Brass Cash Registers
About Us
My name is Richard (Dick) Witcher.  I was born in Louisville, Kentucky in 1940.  My father was in the Army and we lived in France, Germany and Japan.  We were in Japan when I turned 18.  I joined the Army when I graduated high school and was sent to Fort Ord, California for basic training. I was given the battery of aptitude tests which showed that I should be trained in Office Machines at Fort Lee, Virginia.  I received training on many typewriters, adding machines, calculators and copiers.  Of course it is the Army way, and I was stationed in Texas where I worked on heavy equipment.  After my discharge in 1961, I came to Fort Meade, Maryland where my dad knew a National Cash Register (NCR) salesman.  NCR needed servicemen at that time.  I passed the test for the service department and was hired as an apprentice.  I met my wife Joan, soon after.  We have 2 sons and 4 grand kids.
In my early years as an NCR service man, I saw many brass cash registers still in use.  I was offered many brass registers for as little as $25, but I was only making $67 a week and had to pass.  I was finally able to afford my first cash register around 1975.  I painstakingly restored it and featured it on my homemade bar.  I had to go to the NCR technical training school in Dayton and took the family.  We had a break in while we were away and it was stolen.  I got a good settlement from the insurance company and a few years later bought a National 313.  Over the years, I was able to buy a few more and by the time I retired from NCR in 2000, with over 38 years of service, I had around 100 machines.

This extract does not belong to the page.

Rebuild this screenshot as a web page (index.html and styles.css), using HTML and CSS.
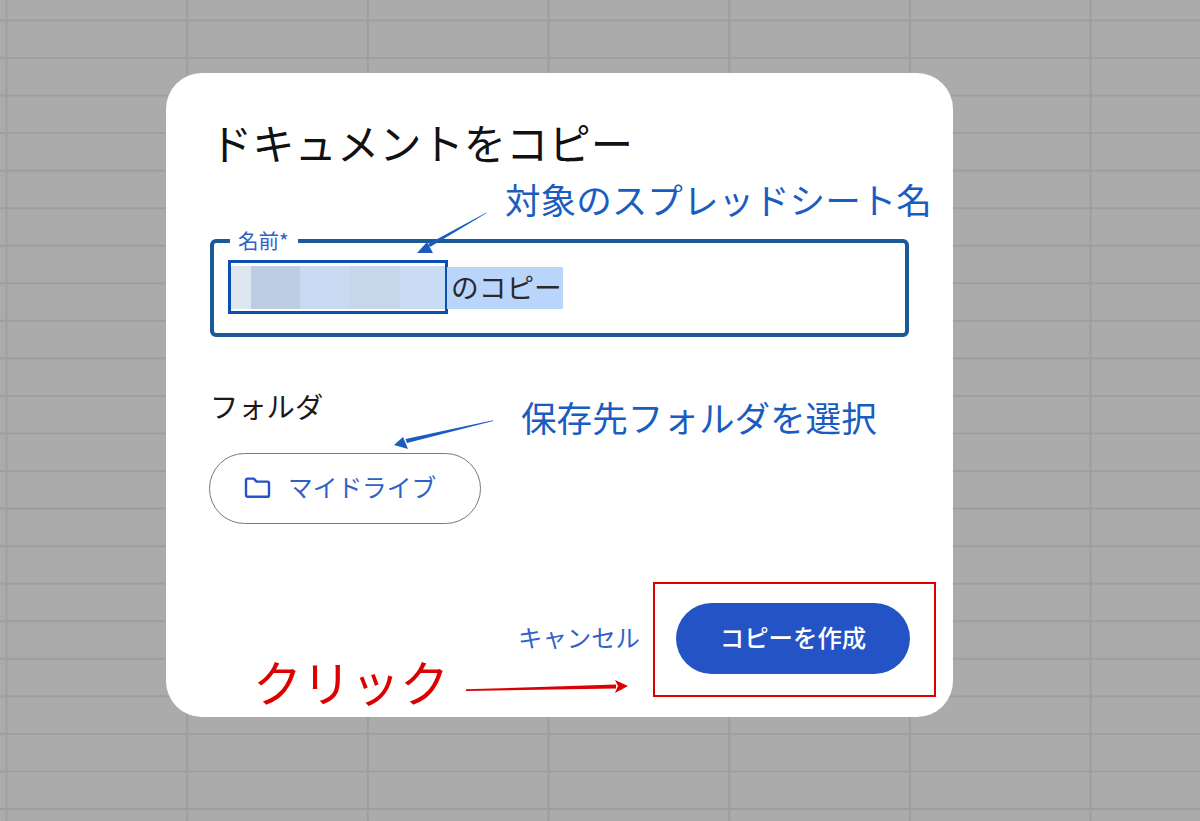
FILE: index.html
```html
<!DOCTYPE html>
<html lang="ja">
<head>
  <meta charset="utf-8">
  <title>ドキュメントをコピー</title>
  <link rel="stylesheet" href="styles.css">
</head>
<body>
  <div class="dialog">
    <h1 class="title">ドキュメントをコピー</h1>
    <div class="name-field">
      <span class="name-label">名前*</span>
      <div class="name-value">
        <div class="masked">
          <div class="tint tint-1"></div>
          <div class="tint tint-2"></div>
          <div class="tint tint-3"></div>
          <div class="tint tint-4"></div>
          <div class="tint tint-5"></div>
        </div>
        <span class="selected">のコピー</span>
      </div>
    </div>
    <div class="folder-label">フォルダ</div>
    <button class="folder-button">
      <svg class="folder-icon" xmlns="http://www.w3.org/2000/svg" viewBox="0 0 27 22" width="27" height="22" fill="none" stroke="#2453c6" stroke-width="2.4" stroke-linejoin="round">
        <path d="M2 3.2c0-.9.7-1.6 1.6-1.6h6.2l2.7 3h10.900c.9 0 1.600.7 1.600 1.600v12c0 .9-.7 1.600-1.600 1.600H3.600c-.9 0-1.600-.7-1.600-1.600z"/>
      </svg>
      <span class="folder-name">マイドライブ</span>
    </button>
    <div class="actions">
      <button class="cancel-button">キャンセル</button>
      <button class="create-button">コピーを作成</button>
    </div>

    <!-- annotations drawn on top of the dialog -->
    <div class="note note-name">対象のスプレッドシート名</div>
    <div class="note note-folder">保存先フォルダを選択</div>
    <div class="note-click">クリック</div>
    <div class="red-box"></div>
    <svg class="arrows" xmlns="http://www.w3.org/2000/svg" viewBox="0 0 787 644" width="787" height="644">
      <path d="M320 139.700 L320.300 140.300 L264 174 L262 171 Z" fill="#1a5cc0"/>
      <path d="M251 180 L261 169 L267 180 Z" fill="#1a5cc0"/>
      <path d="M327 347.300 L327.200 348 L241 370 L239.500 366 Z" fill="#1a5cc0"/>
      <path d="M228 372 L237 364 L242 376 Z" fill="#1a5cc0"/>
      <path d="M300 616.300 L450 611.500 L450 615.500 L300 618 Z" fill="#dd0000"/>
      <path d="M462 613 L449 607 L452 613 L449 620 Z" fill="#dd0000"/>
    </svg>
  </div>
</body>
</html>
```

FILE: styles.css
```css
html, body {
  height: 100%;
}
body {
  margin: 0;
  padding: 73px 0 0 166px;
  box-sizing: border-box;
  overflow: hidden;
  font-family: "Noto Sans CJK JP", "Noto Sans", sans-serif;
  background-color: #ababab;
  background-image:
    linear-gradient(to right, #9e9e9e 2px, transparent 2px),
    linear-gradient(to bottom, #9e9e9e 2px, transparent 2px);
  background-size: 180.7px 100%, 100% 37.55px;
  background-position: 5.500px 0, 0 19.500px;
}
button {
  font-family: inherit;
  cursor: pointer;
}
.dialog {
  position: relative;
  width: 787px;
  height: 644px;
  box-sizing: border-box;
  padding: 37px 44px 0 44px;
  background-color: #ffffff;
  border-radius: 36px;
  display: flex;
  flex-direction: column;
}
.title {
  margin: 0;
  font-size: 42.300px;
  line-height: 64px;
  font-weight: 400;
  color: #111111;
}
.name-field {
  position: relative;
  box-sizing: border-box;
  width: 699px;
  height: 98px;
  margin-top: 65px;
  border: 4px solid #1a5a96;
  border-radius: 6px;
  padding: 17px 0 0 14px;
}
.name-label {
  position: absolute;
  top: -17px;
  left: 16px;
  padding: 0 9px 0 8px;
  background-color: #ffffff;
  font-size: 20.500px;
  line-height: 28px;
  color: #2f62c8;
}
.name-value {
  display: flex;
  align-items: flex-end;
}
.masked {
  box-sizing: border-box;
  width: 220px;
  height: 54px;
  border: 3px solid #0b4fb3;
  padding: 3px 0 2px 0;
  display: flex;
}
.tint {
  height: 100%;
}
.tint-1 { width: 20px; background-color: #dde6ef; }
.tint-2 { width: 49px; background-color: #bccde3; }
.tint-3 { width: 50px; background-color: #c8daf2; }
.tint-4 { width: 50px; background-color: #c6d7ec; }
.tint-5 { flex: 1; background-color: #cadcf3; }
.selected {
  display: block;
  height: 42px;
  margin-bottom: 5px;
  margin-left: -1px;
  padding-left: 4px;
  width: 112px;
  background-color: #b9d5fb;
  font-size: 27.700px;
  line-height: 38px;
  color: #2a2a2a;
  white-space: nowrap;
}
.folder-label {
  margin: 49px 0 0 0;
  font-size: 28.300px;
  line-height: 40px;
  color: #1a1a1a;
}
.folder-button {
  box-sizing: border-box;
  width: 272px;
  height: 71px;
  margin: 27px 0 0 -1px;
  padding: 0 0 2px 34px;
  background: #ffffff;
  border: 1.500px solid #7a7a7a;
  border-radius: 36px;
  display: flex;
  align-items: center;
  gap: 17px;
  font-size: 24.700px;
  color: #2f62c8;
}
.folder-name {
  padding-bottom: 4px;
}
.actions {
  display: flex;
  justify-content: flex-end;
  align-items: center;
  gap: 36px;
  width: 700px;
  margin-top: 79px;
}
.cancel-button {
  padding: 0 0 4px 0;
  background: none;
  border: none;
  font-size: 24.400px;
  color: #2f62c8;
}
.create-button {
  width: 234px;
  height: 71px;
  padding: 0 0 4px 0;
  background-color: #2453c6;
  border: none;
  border-radius: 36px;
  font-size: 24.400px;
  font-weight: 500;
  color: #ffffff;
}
.note {
  position: absolute;
  color: #1a5cc0;
  white-space: nowrap;
}
.note-name {
  top: 100px;
  left: 339px;
  font-size: 35.600px;
  line-height: 52px;
}
.note-folder {
  top: 318px;
  left: 355px;
  font-size: 35.600px;
  line-height: 52px;
}
.note-click {
  position: absolute;
  top: 573px;
  left: 87px;
  font-size: 49px;
  line-height: 70px;
  color: #dd0000;
  white-space: nowrap;
}
.red-box {
  position: absolute;
  top: 509px;
  left: 487px;
  width: 283px;
  height: 115px;
  box-sizing: border-box;
  border: 2.500px solid #dd0000;
}
.arrows {
  position: absolute;
  top: 0;
  left: 0;
  pointer-events: none;
}
```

As a side line while I worked for NCR, I also repaired jukeboxes and resold them at shows in Philadelphia and Hackensack.  If I sold one, I bought 3 more with the money.  I took a few cash registers that I had doubles of and was able to sell them as well.  I did the same thing with the money from the cash registers.  I found that there were so many different models, brands and variations, that I was really hooked.  I knew that after my retirement I wanted to continue collecting and restoring cash registers.  I have a 20' by 30' workshop in the back of my house and I built an 18' by 38' addition on the back of the house to display my collection.  At this time I have around 350 registers: National, U.S., American, Michigan, Seymour, St. Louis, Merit, Peninsular, and many others.  I restore my own registers and some for others.  Not all of these are gems.  Many are parts machines and a lot are the flat metal machines that I also use for parts on the brass machines.  Sometimes I think that the worse shape that a register is in, the more apt I am to buy it.  I feel that I have to save it.  I restore about 30 per year and do many repairs on others that do not require a complete restoration.  I continue to buy and sell the doubles, although, if the price is right, I would sell almost any of them.

I currently am video taping the restorations as I do them.  This may not teach everyone how to restore a register but it shows a lot about the engineering and concepts of the registers.  I think anyone could enjoy the insight that these tapes will give you.  I also plan to make one on how to collect and value (price guide) NCR registers and then others very soon.

I joined the Cash Register Collectors Club about a year after it started.  We have a quarterly newsletter.  I write an article for the newsletter called "Dick's Diary".  In it, I write about all of the shows, auctions, flea markets, antique shops and newspaper ads where I see brass cash registers.  I list the cash registers and the prices asked or received.  I also include how I repair and restore registers.  I also write "Tech Tips".  In this one anyone can ask questions or advice.  I send them an answer and share it in the newsletter.  I do appraisals for club members and people that write in to the club.  I served 2 years as the club secretary and am currently the vice president.

I've been overlooking the most important member of the "us" in about us. My wife, Joan, is very tolerate of my addiction and helps by keeping my inventory and records.  We have been married for 41 years now.  More than that she loves me (most of the time).

I hope to provide you enough information to make you another enthusiastic collector of the antique cash register.